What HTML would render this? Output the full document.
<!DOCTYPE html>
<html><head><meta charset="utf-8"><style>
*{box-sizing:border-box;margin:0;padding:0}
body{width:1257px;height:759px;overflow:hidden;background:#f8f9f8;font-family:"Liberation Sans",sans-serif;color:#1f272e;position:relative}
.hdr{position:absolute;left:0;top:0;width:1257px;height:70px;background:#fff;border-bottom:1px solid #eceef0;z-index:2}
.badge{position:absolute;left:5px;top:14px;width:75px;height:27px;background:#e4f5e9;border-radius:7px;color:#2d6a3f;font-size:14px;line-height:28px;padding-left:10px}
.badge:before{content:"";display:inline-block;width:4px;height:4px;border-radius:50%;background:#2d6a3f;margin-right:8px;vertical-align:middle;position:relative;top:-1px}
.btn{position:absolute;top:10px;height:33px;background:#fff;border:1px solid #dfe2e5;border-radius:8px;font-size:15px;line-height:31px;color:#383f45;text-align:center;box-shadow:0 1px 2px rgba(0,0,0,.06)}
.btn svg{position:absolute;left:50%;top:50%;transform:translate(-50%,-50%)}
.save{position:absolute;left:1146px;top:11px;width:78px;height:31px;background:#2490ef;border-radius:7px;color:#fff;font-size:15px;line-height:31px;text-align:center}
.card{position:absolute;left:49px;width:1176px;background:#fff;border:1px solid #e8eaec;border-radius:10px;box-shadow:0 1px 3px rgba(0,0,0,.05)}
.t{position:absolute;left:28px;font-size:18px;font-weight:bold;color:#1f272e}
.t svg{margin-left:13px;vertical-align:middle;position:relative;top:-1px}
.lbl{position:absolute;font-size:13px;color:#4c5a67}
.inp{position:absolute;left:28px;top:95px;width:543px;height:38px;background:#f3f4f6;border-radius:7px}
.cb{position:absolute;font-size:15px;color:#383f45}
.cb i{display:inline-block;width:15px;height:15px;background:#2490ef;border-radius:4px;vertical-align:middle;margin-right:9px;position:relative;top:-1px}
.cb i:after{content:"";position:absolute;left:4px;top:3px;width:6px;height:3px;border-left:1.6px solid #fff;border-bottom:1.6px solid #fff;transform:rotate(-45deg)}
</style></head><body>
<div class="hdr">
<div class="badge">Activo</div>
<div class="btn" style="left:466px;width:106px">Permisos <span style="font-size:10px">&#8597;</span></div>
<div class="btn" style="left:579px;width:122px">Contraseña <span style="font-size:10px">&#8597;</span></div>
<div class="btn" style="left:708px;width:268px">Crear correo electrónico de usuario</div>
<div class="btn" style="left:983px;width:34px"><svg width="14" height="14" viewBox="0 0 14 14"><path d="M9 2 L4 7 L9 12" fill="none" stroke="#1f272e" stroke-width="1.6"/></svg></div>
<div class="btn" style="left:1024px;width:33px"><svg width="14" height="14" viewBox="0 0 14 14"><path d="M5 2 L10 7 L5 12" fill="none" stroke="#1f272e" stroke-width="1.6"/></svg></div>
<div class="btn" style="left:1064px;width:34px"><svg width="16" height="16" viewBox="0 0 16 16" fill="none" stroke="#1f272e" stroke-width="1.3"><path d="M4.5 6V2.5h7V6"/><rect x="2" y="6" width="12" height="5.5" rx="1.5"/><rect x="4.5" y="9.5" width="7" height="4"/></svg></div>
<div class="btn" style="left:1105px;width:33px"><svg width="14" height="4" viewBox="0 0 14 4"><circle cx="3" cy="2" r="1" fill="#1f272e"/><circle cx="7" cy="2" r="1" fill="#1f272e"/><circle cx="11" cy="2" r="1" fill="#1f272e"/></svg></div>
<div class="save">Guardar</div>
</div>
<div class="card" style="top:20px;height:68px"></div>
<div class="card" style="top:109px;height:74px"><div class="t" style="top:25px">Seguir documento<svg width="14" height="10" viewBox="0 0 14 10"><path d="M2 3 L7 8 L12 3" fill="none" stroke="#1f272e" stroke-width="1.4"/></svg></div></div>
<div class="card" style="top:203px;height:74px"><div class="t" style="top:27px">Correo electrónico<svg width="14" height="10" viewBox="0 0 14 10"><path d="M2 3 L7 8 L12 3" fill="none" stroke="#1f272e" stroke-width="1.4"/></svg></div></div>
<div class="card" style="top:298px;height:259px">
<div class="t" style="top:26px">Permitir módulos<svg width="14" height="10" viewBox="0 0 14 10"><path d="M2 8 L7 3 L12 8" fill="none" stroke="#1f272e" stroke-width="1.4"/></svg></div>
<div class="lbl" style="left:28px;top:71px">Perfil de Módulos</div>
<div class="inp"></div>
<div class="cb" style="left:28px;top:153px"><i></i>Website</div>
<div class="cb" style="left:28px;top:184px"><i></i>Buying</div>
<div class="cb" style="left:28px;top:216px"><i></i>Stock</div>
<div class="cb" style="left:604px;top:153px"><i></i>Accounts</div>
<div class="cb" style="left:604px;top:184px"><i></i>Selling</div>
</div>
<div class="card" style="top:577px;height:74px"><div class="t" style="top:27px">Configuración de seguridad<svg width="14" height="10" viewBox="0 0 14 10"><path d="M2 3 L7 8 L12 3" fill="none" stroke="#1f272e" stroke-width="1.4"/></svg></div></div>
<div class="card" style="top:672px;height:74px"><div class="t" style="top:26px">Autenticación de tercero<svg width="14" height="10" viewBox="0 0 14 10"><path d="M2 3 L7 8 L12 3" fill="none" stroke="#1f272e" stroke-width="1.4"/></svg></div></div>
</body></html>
• • • • •
## SHORT PROBLEM
Can you reproduce all the material exactly?

## TASK RESULT
What HTML would render this? Output the full document.
<!DOCTYPE html>
<html><head><meta charset="utf-8"><style>
*{box-sizing:border-box;margin:0;padding:0}
body{width:1257px;height:759px;overflow:hidden;background:#f8f9f8;font-family:"Liberation Sans",sans-serif;color:#1f272e;position:relative}
.hdr{position:absolute;left:0;top:0;width:1257px;height:70px;background:#fff;border-bottom:1px solid #eceef0;z-index:2}
.badge{position:absolute;left:5px;top:14px;width:75px;height:27px;background:#e4f5e9;border-radius:7px;color:#2d6a3f;font-size:14px;line-height:28px;padding-left:10px}
.badge:before{content:"";display:inline-block;width:4px;height:4px;border-radius:50%;background:#2d6a3f;margin-right:8px;vertical-align:middle;position:relative;top:-1px}
.btn{position:absolute;top:10px;height:33px;background:#fff;border:1px solid #dfe2e5;border-radius:8px;font-size:15px;line-height:31px;color:#383f45;text-align:center;box-shadow:0 1px 2px rgba(0,0,0,.06)}
.btn svg{position:absolute;left:50%;top:50%;transform:translate(-50%,-50%)}
.save{position:absolute;left:1146px;top:11px;width:78px;height:31px;background:#2490ef;border-radius:7px;color:#fff;font-size:15px;line-height:31px;text-align:center}
.card{position:absolute;left:49px;width:1176px;background:#fff;border:1px solid #e8eaec;border-radius:10px;box-shadow:0 1px 3px rgba(0,0,0,.05)}
.t{position:absolute;left:28px;font-size:18px;font-weight:bold;color:#1f272e}
.t svg{margin-left:13px;vertical-align:middle;position:relative;top:-1px}
.lbl{position:absolute;font-size:13px;color:#4c5a67}
.inp{position:absolute;left:28px;top:95px;width:543px;height:38px;background:#f3f4f6;border-radius:7px}
.cb{position:absolute;font-size:15px;color:#383f45}
.cb i{display:inline-block;width:15px;height:15px;background:#2490ef;border-radius:4px;vertical-align:middle;margin-right:9px;position:relative;top:-1px}
.cb i:after{content:"";position:absolute;left:4px;top:3px;width:6px;height:3px;border-left:1.6px solid #fff;border-bottom:1.6px solid #fff;transform:rotate(-45deg)}
</style></head><body>
<div class="hdr">
<div class="badge">Activo</div>
<div class="btn" style="left:466px;width:106px">Permisos <span style="font-size:10px">&#8597;</span></div>
<div class="btn" style="left:579px;width:122px">Contraseña <span style="font-size:10px">&#8597;</span></div>
<div class="btn" style="left:708px;width:268px">Crear correo electrónico de usuario</div>
<div class="btn" style="left:983px;width:34px"><svg width="14" height="14" viewBox="0 0 14 14"><path d="M9 2 L4 7 L9 12" fill="none" stroke="#1f272e" stroke-width="1.6"/></svg></div>
<div class="btn" style="left:1024px;width:33px"><svg width="14" height="14" viewBox="0 0 14 14"><path d="M5 2 L10 7 L5 12" fill="none" stroke="#1f272e" stroke-width="1.6"/></svg></div>
<div class="btn" style="left:1064px;width:34px"><svg width="16" height="16" viewBox="0 0 16 16" fill="none" stroke="#1f272e" stroke-width="1.3"><path d="M4.5 6V2.5h7V6"/><rect x="2" y="6" width="12" height="5.5" rx="1.5"/><rect x="4.5" y="9.5" width="7" height="4"/></svg></div>
<div class="btn" style="left:1105px;width:33px"><svg width="14" height="4" viewBox="0 0 14 4"><circle cx="3" cy="2" r="1" fill="#1f272e"/><circle cx="7" cy="2" r="1" fill="#1f272e"/><circle cx="11" cy="2" r="1" fill="#1f272e"/></svg></div>
<div class="save">Guardar</div>
</div>
<div class="card" style="top:20px;height:68px"></div>
<div class="card" style="top:109px;height:74px"><div class="t" style="top:25px">Seguir documento<svg width="14" height="10" viewBox="0 0 14 10"><path d="M2 3 L7 8 L12 3" fill="none" stroke="#1f272e" stroke-width="1.4"/></svg></div></div>
<div class="card" style="top:203px;height:74px"><div class="t" style="top:27px">Correo electrónico<svg width="14" height="10" viewBox="0 0 14 10"><path d="M2 3 L7 8 L12 3" fill="none" stroke="#1f272e" stroke-width="1.4"/></svg></div></div>
<div class="card" style="top:298px;height:259px">
<div class="t" style="top:26px">Permitir módulos<svg width="14" height="10" viewBox="0 0 14 10"><path d="M2 8 L7 3 L12 8" fill="none" stroke="#1f272e" stroke-width="1.4"/></svg></div>
<div class="lbl" style="left:28px;top:71px">Perfil de Módulos</div>
<div class="inp"></div>
<div class="cb" style="left:28px;top:153px"><i></i>Website</div>
<div class="cb" style="left:28px;top:184px"><i></i>Buying</div>
<div class="cb" style="left:28px;top:216px"><i></i>Stock</div>
<div class="cb" style="left:604px;top:153px"><i></i>Accounts</div>
<div class="cb" style="left:604px;top:184px"><i></i>Selling</div>
</div>
<div class="card" style="top:577px;height:74px"><div class="t" style="top:27px">Configuración de seguridad<svg width="14" height="10" viewBox="0 0 14 10"><path d="M2 3 L7 8 L12 3" fill="none" stroke="#1f272e" stroke-width="1.4"/></svg></div></div>
<div class="card" style="top:672px;height:74px"><div class="t" style="top:26px">Autenticación de tercero<svg width="14" height="10" viewBox="0 0 14 10"><path d="M2 3 L7 8 L12 3" fill="none" stroke="#1f272e" stroke-width="1.4"/></svg></div></div>
</body></html>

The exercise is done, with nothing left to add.